* [Work to do] In the entries that follow, find the word "this" and report each line it is on.

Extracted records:
===

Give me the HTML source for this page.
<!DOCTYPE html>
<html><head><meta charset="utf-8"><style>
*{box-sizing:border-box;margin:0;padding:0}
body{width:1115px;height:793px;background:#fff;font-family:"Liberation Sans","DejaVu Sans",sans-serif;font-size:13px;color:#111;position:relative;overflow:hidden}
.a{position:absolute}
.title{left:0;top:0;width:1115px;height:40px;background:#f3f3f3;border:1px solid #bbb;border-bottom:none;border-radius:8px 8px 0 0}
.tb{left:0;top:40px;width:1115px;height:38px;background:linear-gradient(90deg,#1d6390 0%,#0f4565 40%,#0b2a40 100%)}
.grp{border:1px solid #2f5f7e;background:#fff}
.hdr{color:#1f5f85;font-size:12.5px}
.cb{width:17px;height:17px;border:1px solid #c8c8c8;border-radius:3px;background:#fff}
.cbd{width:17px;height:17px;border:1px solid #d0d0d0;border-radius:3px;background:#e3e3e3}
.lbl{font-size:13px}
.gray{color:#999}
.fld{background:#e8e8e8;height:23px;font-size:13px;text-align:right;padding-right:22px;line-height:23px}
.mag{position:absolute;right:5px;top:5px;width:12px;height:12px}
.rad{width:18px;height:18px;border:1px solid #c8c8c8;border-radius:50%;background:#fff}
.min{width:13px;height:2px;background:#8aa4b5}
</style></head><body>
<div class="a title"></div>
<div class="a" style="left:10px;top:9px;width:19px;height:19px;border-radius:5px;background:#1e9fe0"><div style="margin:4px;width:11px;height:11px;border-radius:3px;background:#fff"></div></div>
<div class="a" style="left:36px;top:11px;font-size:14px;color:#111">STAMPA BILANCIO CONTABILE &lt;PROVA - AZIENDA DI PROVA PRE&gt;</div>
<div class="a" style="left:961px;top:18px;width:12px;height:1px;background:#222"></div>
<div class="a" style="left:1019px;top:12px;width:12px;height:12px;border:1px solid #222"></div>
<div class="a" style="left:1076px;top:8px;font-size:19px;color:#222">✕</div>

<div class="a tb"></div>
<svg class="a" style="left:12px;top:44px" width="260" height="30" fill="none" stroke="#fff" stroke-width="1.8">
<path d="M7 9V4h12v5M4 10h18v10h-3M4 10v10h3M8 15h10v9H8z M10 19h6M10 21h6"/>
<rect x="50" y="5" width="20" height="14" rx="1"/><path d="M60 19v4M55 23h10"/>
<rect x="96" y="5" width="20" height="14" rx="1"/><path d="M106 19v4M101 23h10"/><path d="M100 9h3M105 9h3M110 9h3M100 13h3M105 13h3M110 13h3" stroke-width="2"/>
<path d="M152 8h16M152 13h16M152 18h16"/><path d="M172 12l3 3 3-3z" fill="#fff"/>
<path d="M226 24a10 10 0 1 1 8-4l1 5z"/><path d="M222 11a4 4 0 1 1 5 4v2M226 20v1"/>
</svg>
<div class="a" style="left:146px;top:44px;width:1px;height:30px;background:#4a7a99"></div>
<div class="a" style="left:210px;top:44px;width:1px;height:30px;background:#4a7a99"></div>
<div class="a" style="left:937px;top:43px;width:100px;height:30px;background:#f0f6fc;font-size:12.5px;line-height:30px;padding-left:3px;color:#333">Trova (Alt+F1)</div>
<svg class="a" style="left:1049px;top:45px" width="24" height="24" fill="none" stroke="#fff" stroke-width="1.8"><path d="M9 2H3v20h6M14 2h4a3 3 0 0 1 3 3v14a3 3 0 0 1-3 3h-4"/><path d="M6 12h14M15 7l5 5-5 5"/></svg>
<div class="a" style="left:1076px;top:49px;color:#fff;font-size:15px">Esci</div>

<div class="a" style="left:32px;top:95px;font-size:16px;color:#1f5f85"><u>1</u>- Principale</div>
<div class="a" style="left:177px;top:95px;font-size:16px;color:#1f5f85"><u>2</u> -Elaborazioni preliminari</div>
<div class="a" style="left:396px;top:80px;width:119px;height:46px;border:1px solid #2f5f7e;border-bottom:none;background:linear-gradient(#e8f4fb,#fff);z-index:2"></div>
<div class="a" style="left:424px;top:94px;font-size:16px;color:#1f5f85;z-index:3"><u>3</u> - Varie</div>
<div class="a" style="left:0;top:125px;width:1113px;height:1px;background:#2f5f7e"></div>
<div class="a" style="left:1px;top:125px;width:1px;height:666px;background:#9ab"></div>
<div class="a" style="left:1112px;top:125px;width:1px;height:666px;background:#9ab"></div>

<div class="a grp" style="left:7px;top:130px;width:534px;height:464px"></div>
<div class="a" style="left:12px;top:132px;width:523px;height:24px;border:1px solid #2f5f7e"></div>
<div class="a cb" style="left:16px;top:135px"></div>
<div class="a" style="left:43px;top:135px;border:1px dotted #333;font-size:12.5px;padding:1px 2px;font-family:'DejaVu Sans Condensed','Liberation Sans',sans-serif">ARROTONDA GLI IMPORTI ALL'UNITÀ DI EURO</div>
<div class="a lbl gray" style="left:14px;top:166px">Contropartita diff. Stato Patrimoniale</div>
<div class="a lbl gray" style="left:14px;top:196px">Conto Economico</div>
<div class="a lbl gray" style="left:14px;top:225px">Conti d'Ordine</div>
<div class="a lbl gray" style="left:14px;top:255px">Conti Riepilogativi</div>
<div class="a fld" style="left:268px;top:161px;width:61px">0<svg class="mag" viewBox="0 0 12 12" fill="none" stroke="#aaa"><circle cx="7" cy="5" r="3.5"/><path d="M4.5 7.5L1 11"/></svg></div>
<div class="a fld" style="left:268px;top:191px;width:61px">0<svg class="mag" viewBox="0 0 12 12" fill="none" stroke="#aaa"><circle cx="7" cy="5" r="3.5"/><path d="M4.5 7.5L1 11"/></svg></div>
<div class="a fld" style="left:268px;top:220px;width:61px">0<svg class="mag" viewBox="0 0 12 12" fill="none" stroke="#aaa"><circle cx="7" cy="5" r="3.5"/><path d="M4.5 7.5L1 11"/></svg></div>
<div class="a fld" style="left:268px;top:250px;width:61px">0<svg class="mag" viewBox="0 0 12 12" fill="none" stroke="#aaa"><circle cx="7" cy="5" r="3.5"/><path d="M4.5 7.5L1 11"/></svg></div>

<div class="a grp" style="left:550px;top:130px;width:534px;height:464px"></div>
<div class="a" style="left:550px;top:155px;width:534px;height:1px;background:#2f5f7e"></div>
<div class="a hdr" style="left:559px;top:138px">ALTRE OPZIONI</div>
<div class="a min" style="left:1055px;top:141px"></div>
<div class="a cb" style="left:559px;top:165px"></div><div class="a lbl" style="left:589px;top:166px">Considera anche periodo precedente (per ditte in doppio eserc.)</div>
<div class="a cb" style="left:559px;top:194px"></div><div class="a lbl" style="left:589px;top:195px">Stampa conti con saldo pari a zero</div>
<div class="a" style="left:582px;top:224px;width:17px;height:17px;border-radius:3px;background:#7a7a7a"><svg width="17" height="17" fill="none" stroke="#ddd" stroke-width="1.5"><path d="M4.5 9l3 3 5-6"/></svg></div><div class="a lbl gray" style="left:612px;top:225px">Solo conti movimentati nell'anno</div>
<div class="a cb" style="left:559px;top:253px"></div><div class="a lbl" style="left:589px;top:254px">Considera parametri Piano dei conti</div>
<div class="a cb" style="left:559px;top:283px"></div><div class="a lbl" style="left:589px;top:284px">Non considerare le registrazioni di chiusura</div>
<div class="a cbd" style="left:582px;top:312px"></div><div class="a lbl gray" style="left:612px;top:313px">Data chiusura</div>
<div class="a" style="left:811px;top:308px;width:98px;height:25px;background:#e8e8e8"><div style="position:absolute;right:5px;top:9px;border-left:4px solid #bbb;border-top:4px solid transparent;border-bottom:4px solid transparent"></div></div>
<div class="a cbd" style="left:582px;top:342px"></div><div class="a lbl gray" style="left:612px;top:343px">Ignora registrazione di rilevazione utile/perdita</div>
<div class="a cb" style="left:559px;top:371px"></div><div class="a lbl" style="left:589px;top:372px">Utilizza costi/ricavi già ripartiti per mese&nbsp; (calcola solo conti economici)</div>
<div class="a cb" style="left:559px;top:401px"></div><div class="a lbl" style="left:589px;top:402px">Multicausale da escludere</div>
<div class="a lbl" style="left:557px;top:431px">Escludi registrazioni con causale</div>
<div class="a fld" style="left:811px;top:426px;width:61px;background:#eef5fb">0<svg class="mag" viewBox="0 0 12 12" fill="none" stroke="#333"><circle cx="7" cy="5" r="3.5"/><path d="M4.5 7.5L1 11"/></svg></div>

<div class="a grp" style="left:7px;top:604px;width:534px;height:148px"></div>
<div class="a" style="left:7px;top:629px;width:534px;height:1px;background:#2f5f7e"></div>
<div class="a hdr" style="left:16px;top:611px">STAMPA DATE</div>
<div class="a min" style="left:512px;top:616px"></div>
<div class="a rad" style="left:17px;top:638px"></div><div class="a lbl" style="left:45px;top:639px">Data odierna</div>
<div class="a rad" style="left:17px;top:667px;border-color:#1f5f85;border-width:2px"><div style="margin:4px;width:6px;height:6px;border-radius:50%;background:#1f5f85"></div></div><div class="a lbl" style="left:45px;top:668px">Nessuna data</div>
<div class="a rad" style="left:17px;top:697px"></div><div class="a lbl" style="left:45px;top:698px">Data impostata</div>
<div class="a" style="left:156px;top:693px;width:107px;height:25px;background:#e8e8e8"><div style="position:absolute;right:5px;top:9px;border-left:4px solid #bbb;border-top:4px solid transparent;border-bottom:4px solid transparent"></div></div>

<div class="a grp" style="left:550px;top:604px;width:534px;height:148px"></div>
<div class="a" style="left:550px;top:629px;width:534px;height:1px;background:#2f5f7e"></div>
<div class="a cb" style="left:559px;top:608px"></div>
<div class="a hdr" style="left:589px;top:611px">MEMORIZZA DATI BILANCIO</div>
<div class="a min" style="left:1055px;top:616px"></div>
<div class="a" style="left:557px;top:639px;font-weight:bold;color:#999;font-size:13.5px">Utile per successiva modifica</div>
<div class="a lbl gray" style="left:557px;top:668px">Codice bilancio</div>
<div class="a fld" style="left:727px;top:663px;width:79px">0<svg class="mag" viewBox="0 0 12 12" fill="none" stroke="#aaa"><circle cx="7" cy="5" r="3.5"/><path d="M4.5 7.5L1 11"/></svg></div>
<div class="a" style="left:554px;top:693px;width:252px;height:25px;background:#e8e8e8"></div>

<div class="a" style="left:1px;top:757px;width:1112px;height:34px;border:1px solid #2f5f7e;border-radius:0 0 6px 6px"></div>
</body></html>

===

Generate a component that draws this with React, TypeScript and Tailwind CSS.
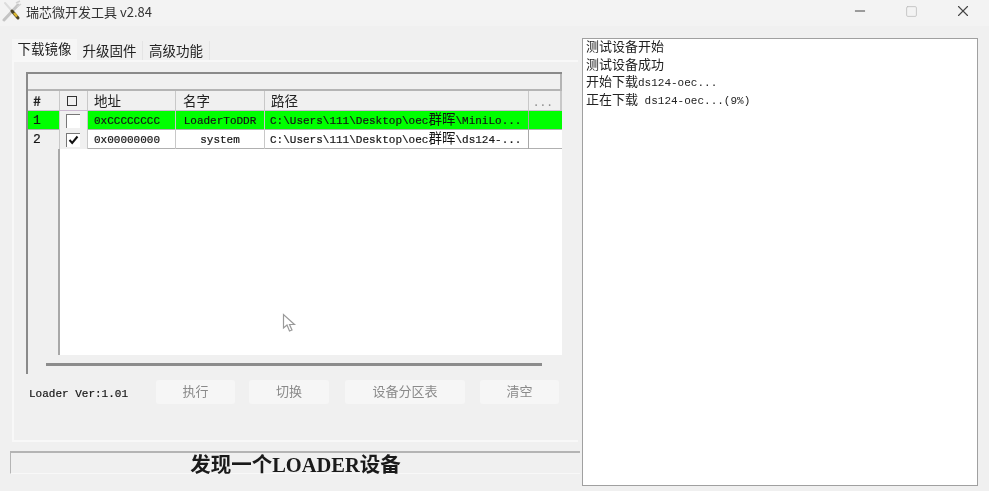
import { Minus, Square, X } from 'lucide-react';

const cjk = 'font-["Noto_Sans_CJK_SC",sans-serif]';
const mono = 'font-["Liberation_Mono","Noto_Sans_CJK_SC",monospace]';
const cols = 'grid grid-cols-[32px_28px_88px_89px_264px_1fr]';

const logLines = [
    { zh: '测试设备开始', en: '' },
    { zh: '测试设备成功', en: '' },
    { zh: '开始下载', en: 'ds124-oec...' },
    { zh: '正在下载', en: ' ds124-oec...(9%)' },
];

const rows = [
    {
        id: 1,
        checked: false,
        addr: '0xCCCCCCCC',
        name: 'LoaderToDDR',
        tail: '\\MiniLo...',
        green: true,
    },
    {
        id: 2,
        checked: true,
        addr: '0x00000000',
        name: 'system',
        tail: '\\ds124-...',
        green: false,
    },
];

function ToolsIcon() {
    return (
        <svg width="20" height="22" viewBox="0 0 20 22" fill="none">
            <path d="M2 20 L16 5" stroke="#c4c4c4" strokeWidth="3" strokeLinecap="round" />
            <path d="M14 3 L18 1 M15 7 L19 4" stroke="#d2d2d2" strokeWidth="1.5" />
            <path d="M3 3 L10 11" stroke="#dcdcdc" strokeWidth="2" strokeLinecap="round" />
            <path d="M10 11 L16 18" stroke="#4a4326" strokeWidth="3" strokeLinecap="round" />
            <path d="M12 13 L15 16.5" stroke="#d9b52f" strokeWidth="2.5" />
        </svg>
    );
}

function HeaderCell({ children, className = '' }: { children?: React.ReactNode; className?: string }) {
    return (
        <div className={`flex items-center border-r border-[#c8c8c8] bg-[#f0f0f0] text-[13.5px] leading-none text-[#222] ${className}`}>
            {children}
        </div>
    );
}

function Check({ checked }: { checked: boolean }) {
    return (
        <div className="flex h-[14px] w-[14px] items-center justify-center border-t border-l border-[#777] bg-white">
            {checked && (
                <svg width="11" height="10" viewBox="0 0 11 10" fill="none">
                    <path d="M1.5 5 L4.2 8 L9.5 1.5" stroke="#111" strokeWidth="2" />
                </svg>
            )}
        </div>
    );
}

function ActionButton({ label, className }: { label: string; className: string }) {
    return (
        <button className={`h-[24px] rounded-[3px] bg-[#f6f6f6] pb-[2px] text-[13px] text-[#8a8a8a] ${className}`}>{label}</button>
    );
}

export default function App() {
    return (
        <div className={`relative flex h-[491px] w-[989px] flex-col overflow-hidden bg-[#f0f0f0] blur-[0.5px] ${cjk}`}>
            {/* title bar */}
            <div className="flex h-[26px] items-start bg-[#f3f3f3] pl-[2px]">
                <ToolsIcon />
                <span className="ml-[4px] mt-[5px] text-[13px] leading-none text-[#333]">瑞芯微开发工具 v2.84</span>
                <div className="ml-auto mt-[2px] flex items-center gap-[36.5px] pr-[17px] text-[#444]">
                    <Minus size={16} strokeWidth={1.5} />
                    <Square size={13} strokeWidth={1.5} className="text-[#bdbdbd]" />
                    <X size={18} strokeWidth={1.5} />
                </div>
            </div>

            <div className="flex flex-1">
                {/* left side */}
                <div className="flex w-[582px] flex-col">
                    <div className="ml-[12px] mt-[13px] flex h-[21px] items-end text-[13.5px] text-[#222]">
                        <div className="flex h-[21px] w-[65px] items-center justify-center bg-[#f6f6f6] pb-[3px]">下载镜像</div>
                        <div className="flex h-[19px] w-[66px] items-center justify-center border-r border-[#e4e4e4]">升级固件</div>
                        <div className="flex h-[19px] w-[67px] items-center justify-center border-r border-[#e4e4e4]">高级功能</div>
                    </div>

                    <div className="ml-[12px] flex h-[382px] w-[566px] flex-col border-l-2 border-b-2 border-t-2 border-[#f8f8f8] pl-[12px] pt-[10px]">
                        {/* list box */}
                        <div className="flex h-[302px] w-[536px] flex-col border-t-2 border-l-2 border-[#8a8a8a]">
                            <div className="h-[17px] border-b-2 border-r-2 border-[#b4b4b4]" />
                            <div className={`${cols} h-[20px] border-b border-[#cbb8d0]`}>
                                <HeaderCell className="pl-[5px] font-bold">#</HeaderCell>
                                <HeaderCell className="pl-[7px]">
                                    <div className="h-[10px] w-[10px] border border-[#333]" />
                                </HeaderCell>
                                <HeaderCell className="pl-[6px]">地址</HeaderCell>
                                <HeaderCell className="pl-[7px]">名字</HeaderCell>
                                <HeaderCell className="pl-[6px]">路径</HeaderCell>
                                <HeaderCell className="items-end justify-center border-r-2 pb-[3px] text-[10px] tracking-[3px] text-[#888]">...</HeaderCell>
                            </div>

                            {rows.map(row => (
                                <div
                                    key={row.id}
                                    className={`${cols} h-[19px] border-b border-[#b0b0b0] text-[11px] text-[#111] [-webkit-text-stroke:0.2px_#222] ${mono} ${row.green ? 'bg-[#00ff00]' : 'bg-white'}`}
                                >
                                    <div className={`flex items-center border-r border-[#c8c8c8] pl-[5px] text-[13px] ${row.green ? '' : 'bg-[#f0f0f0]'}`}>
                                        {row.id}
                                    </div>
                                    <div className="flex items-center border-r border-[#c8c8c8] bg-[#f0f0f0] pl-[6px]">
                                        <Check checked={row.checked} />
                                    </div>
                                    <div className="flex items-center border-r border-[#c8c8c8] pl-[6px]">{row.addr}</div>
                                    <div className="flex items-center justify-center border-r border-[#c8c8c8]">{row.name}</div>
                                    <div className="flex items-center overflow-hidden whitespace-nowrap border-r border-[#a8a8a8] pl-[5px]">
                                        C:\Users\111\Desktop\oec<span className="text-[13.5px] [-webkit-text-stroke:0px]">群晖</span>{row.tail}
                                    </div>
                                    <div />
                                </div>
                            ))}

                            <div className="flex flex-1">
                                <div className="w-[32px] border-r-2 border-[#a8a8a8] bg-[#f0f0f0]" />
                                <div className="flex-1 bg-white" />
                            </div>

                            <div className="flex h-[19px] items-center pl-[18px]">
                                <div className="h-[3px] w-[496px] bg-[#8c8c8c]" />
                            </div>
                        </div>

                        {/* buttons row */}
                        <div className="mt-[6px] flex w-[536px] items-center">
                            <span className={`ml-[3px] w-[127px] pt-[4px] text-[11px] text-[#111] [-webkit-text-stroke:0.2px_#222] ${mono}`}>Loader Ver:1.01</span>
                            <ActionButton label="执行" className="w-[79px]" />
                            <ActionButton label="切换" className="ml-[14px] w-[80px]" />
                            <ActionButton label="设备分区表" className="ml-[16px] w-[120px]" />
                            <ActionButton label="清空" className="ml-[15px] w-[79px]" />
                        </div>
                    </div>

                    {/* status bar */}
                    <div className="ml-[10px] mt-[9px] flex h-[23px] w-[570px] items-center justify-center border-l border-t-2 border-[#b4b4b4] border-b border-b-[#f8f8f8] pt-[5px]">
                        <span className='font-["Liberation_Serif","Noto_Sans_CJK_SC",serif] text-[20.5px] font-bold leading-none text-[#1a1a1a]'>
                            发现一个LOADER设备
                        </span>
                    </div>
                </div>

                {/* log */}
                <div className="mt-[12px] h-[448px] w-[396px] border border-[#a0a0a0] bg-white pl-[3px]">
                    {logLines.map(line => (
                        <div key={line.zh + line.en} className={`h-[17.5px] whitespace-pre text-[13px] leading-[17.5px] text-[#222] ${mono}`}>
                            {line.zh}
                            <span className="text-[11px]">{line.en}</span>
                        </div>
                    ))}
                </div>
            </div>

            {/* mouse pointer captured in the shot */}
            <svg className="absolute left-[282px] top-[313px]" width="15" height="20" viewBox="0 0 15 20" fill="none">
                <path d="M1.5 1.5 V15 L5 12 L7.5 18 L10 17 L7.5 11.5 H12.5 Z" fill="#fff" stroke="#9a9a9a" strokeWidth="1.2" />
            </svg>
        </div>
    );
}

===

* [Exercise output]
Give me the HTML source for this page.
Generate a component that draws this with React, TypeScript and Tailwind CSS.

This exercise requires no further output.